**Task instructions**
Restate all the material verbatim, except for the pictures.

**Supplied data**
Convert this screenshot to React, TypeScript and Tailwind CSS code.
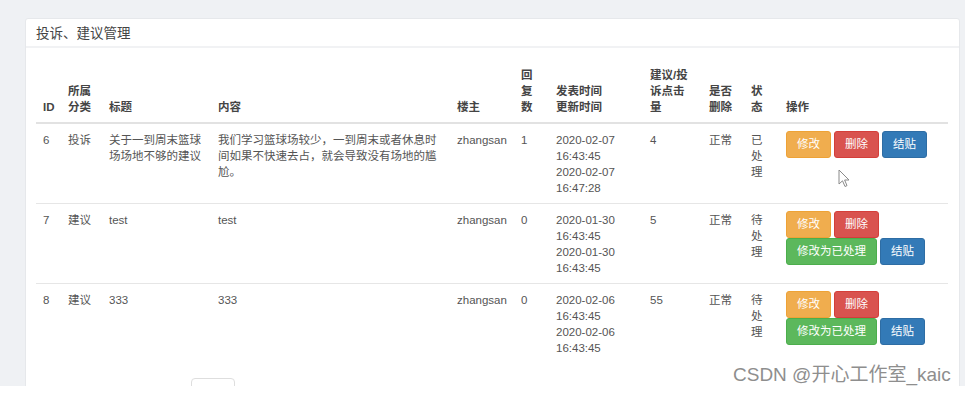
import React from 'react';

type Row = {
  id: string;
  type: string;
  title: string;
  content: string;
  owner: string;
  replies: string;
  dates: string[];
  clicks: string;
  deleted: string;
  status: string;
  done: boolean;
};

const rows: Row[] = [
  {
    id: '6',
    type: '投诉',
    title: '关于一到周末篮球场场地不够的建议',
    content: '我们学习篮球场较少，一到周末或者休息时间如果不快速去占，就会导致没有场地的尴尬。',
    owner: 'zhangsan',
    replies: '1',
    dates: ['2020-02-07', '16:43:45', '2020-02-07', '16:47:28'],
    clicks: '4',
    deleted: '正常',
    status: '已处理',
    done: true,
  },
  {
    id: '7',
    type: '建议',
    title: 'test',
    content: 'test',
    owner: 'zhangsan',
    replies: '0',
    dates: ['2020-01-30', '16:43:45', '2020-01-30', '16:43:45'],
    clicks: '5',
    deleted: '正常',
    status: '待处理',
    done: false,
  },
  {
    id: '8',
    type: '建议',
    title: '333',
    content: '333',
    owner: 'zhangsan',
    replies: '0',
    dates: ['2020-02-06', '16:43:45', '2020-02-06', '16:43:45'],
    clicks: '55',
    deleted: '正常',
    status: '待处理',
    done: false,
  },
];

const colWidths = [25, 41, 109, 239, 64, 35, 94, 59, 42, 35, 169];

function Btn({ color, children }: { color: 'orange' | 'red' | 'blue' | 'green'; children: React.ReactNode }) {
  const styles = {
    orange: 'bg-[#f0ad4e] border-[#eea236]',
    red: 'bg-[#d9534f] border-[#d43f3a]',
    blue: 'bg-[#337ab7] border-[#2e6da4]',
    green: 'bg-[#5cb85c] border-[#4cae4c]',
  };
  return (
    <span
      className={`inline-flex h-[27px] items-center justify-center rounded-[3px] border px-[10px] text-[11.5px] leading-none text-white ${styles[color]}`}
    >
      {children}
    </span>
  );
}

function Cursor() {
  return (
    <svg className="absolute left-[838px] top-[169px]" width="12" height="19" viewBox="0 0 12 19">
      <path
        d="M1 1 L1 15 L4.5 11.8 L7 17.5 L9 16.6 L6.6 11 L11 11 Z"
        fill="#fff"
        stroke="#8a8a8a"
        strokeWidth="1"
        strokeLinejoin="round"
      />
    </svg>
  );
}

export default function App() {
  const th = 'px-[7px] pt-[8px] pb-[7px] align-bottom text-left font-bold text-[#444] border-b-2 border-[#e2e2e2]';
  const td = 'px-[7px] pt-[8px] pb-[7px] align-top';

  return (
    <div
      className="relative h-[394px] w-[965px] overflow-hidden bg-white"
      style={{ fontFamily: '"Liberation Sans", "Noto Sans CJK SC", sans-serif' }}
    >
      <div className="h-[386px] overflow-hidden bg-[#eff1f4] pl-[25px] pr-[5px] pt-[18px]">
        <div className="h-[400px] rounded-[3px] border border-[#e6e8eb] bg-white">
          {/* panel heading */}
          <div className="flex h-[29px] items-center border-b-2 border-[#f1f2f4] px-[10px] pt-[3px] text-[13.5px] text-[#444]">
            投诉、建议管理
          </div>

          <div className="px-[10px] pt-[11px]">
            <table className="w-[912px] table-fixed border-collapse text-[11.5px] leading-[16px] text-[#555]">
              <colgroup>
                {colWidths.map((w, i) => (
                  <col key={i} style={{ width: w }} />
                ))}
              </colgroup>
              <thead>
                <tr>
                  <th className={th}>ID</th>
                  <th className={th}>所属分类</th>
                  <th className={th}>标题</th>
                  <th className={th}>内容</th>
                  <th className={th}>楼主</th>
                  <th className={th}>回复数</th>
                  <th className={th}>
                    发表时间
                    <br />
                    更新时间
                  </th>
                  <th className={th}>建议/投诉点击量</th>
                  <th className={th}>是否删除</th>
                  <th className={th}>状态</th>
                  <th className={th}>操作</th>
                </tr>
              </thead>
              <tbody>
                {rows.map((r, i) => (
                  <tr key={r.id} className={i > 0 ? 'border-t border-[#e6e6e6]' : ''}>
                    <td className={td}>{r.id}</td>
                    <td className={td}>{r.type}</td>
                    <td className={td}>{r.title}</td>
                    <td className={td}>{r.content}</td>
                    <td className={`${td} whitespace-nowrap`}>{r.owner}</td>
                    <td className={td}>{r.replies}</td>
                    <td className={td}>
                      {r.dates.map((d, j) => (
                        <div key={j}>{d}</div>
                      ))}
                    </td>
                    <td className={td}>{r.clicks}</td>
                    <td className={td}>{r.deleted}</td>
                    <td className={td}>{r.status}</td>
                    <td className={`${td} !pt-[7px]`}>
                      <div className="flex flex-wrap gap-x-[3px]">
                        <Btn color="orange">修改</Btn>
                        <Btn color="red">删除</Btn>
                        {!r.done && <Btn color="green">修改为已处理</Btn>}
                        <Btn color="blue">结贴</Btn>
                      </div>
                    </td>
                  </tr>
                ))}
              </tbody>
            </table>

            {/* pagination (cut off) */}
            <div className="ml-[155px] mt-[15px] flex h-[30px] w-[44px] items-start justify-center rounded-[4px] border border-[#dedede] pt-[6px] text-[11.5px] text-[#aaa]">
              上一页
            </div>
          </div>
        </div>
      </div>

      <Cursor />

      <div className="absolute left-[733px] top-[365px] text-[19px] leading-none text-[#8e8e8e]">
        CSDN @开心工作室_kaic
      </div>
    </div>
  );
}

**Finished task**
Convert this screenshot to React, TypeScript and Tailwind CSS code.
import React from 'react';

type Row = {
  id: string;
  type: string;
  title: string;
  content: string;
  owner: string;
  replies: string;
  dates: string[];
  clicks: string;
  deleted: string;
  status: string;
  done: boolean;
};

const rows: Row[] = [
  {
    id: '6',
    type: '投诉',
    title: '关于一到周末篮球场场地不够的建议',
    content: '我们学习篮球场较少，一到周末或者休息时间如果不快速去占，就会导致没有场地的尴尬。',
    owner: 'zhangsan',
    replies: '1',
    dates: ['2020-02-07', '16:43:45', '2020-02-07', '16:47:28'],
    clicks: '4',
    deleted: '正常',
    status: '已处理',
    done: true,
  },
  {
    id: '7',
    type: '建议',
    title: 'test',
    content: 'test',
    owner: 'zhangsan',
    replies: '0',
    dates: ['2020-01-30', '16:43:45', '2020-01-30', '16:43:45'],
    clicks: '5',
    deleted: '正常',
    status: '待处理',
    done: false,
  },
  {
    id: '8',
    type: '建议',
    title: '333',
    content: '333',
    owner: 'zhangsan',
    replies: '0',
    dates: ['2020-02-06', '16:43:45', '2020-02-06', '16:43:45'],
    clicks: '55',
    deleted: '正常',
    status: '待处理',
    done: false,
  },
];

const colWidths = [25, 41, 109, 239, 64, 35, 94, 59, 42, 35, 169];

function Btn({ color, children }: { color: 'orange' | 'red' | 'blue' | 'green'; children: React.ReactNode }) {
  const styles = {
    orange: 'bg-[#f0ad4e] border-[#eea236]',
    red: 'bg-[#d9534f] border-[#d43f3a]',
    blue: 'bg-[#337ab7] border-[#2e6da4]',
    green: 'bg-[#5cb85c] border-[#4cae4c]',
  };
  return (
    <span
      className={`inline-flex h-[27px] items-center justify-center rounded-[3px] border px-[10px] text-[11.5px] leading-none text-white ${styles[color]}`}
    >
      {children}
    </span>
  );
}

function Cursor() {
  return (
    <svg className="absolute left-[838px] top-[169px]" width="12" height="19" viewBox="0 0 12 19">
      <path
        d="M1 1 L1 15 L4.5 11.8 L7 17.5 L9 16.6 L6.6 11 L11 11 Z"
        fill="#fff"
        stroke="#8a8a8a"
        strokeWidth="1"
        strokeLinejoin="round"
      />
    </svg>
  );
}

export default function App() {
  const th = 'px-[7px] pt-[8px] pb-[7px] align-bottom text-left font-bold text-[#444] border-b-2 border-[#e2e2e2]';
  const td = 'px-[7px] pt-[8px] pb-[7px] align-top';

  return (
    <div
      className="relative h-[394px] w-[965px] overflow-hidden bg-white"
      style={{ fontFamily: '"Liberation Sans", "Noto Sans CJK SC", sans-serif' }}
    >
      <div className="h-[386px] overflow-hidden bg-[#eff1f4] pl-[25px] pr-[5px] pt-[18px]">
        <div className="h-[400px] rounded-[3px] border border-[#e6e8eb] bg-white">
          {/* panel heading */}
          <div className="flex h-[29px] items-center border-b-2 border-[#f1f2f4] px-[10px] pt-[3px] text-[13.5px] text-[#444]">
            投诉、建议管理
          </div>

          <div className="px-[10px] pt-[11px]">
            <table className="w-[912px] table-fixed border-collapse text-[11.5px] leading-[16px] text-[#555]">
              <colgroup>
                {colWidths.map((w, i) => (
                  <col key={i} style={{ width: w }} />
                ))}
              </colgroup>
              <thead>
                <tr>
                  <th className={th}>ID</th>
                  <th className={th}>所属分类</th>
                  <th className={th}>标题</th>
                  <th className={th}>内容</th>
                  <th className={th}>楼主</th>
                  <th className={th}>回复数</th>
                  <th className={th}>
                    发表时间
                    <br />
                    更新时间
                  </th>
                  <th className={th}>建议/投诉点击量</th>
                  <th className={th}>是否删除</th>
                  <th className={th}>状态</th>
                  <th className={th}>操作</th>
                </tr>
              </thead>
              <tbody>
                {rows.map((r, i) => (
                  <tr key={r.id} className={i > 0 ? 'border-t border-[#e6e6e6]' : ''}>
                    <td className={td}>{r.id}</td>
                    <td className={td}>{r.type}</td>
                    <td className={td}>{r.title}</td>
                    <td className={td}>{r.content}</td>
                    <td className={`${td} whitespace-nowrap`}>{r.owner}</td>
                    <td className={td}>{r.replies}</td>
                    <td className={td}>
                      {r.dates.map((d, j) => (
                        <div key={j}>{d}</div>
                      ))}
                    </td>
                    <td className={td}>{r.clicks}</td>
                    <td className={td}>{r.deleted}</td>
                    <td className={td}>{r.status}</td>
                    <td className={`${td} !pt-[7px]`}>
                      <div className="flex flex-wrap gap-x-[3px]">
                        <Btn color="orange">修改</Btn>
                        <Btn color="red">删除</Btn>
                        {!r.done && <Btn color="green">修改为已处理</Btn>}
                        <Btn color="blue">结贴</Btn>
                      </div>
                    </td>
                  </tr>
                ))}
              </tbody>
            </table>

            {/* pagination (cut off) */}
            <div className="ml-[155px] mt-[15px] flex h-[30px] w-[44px] items-start justify-center rounded-[4px] border border-[#dedede] pt-[6px] text-[11.5px] text-[#aaa]">
              上一页
            </div>
          </div>
        </div>
      </div>

      <Cursor />

      <div className="absolute left-[733px] top-[365px] text-[19px] leading-none text-[#8e8e8e]">
        CSDN @开心工作室_kaic
      </div>
    </div>
  );
}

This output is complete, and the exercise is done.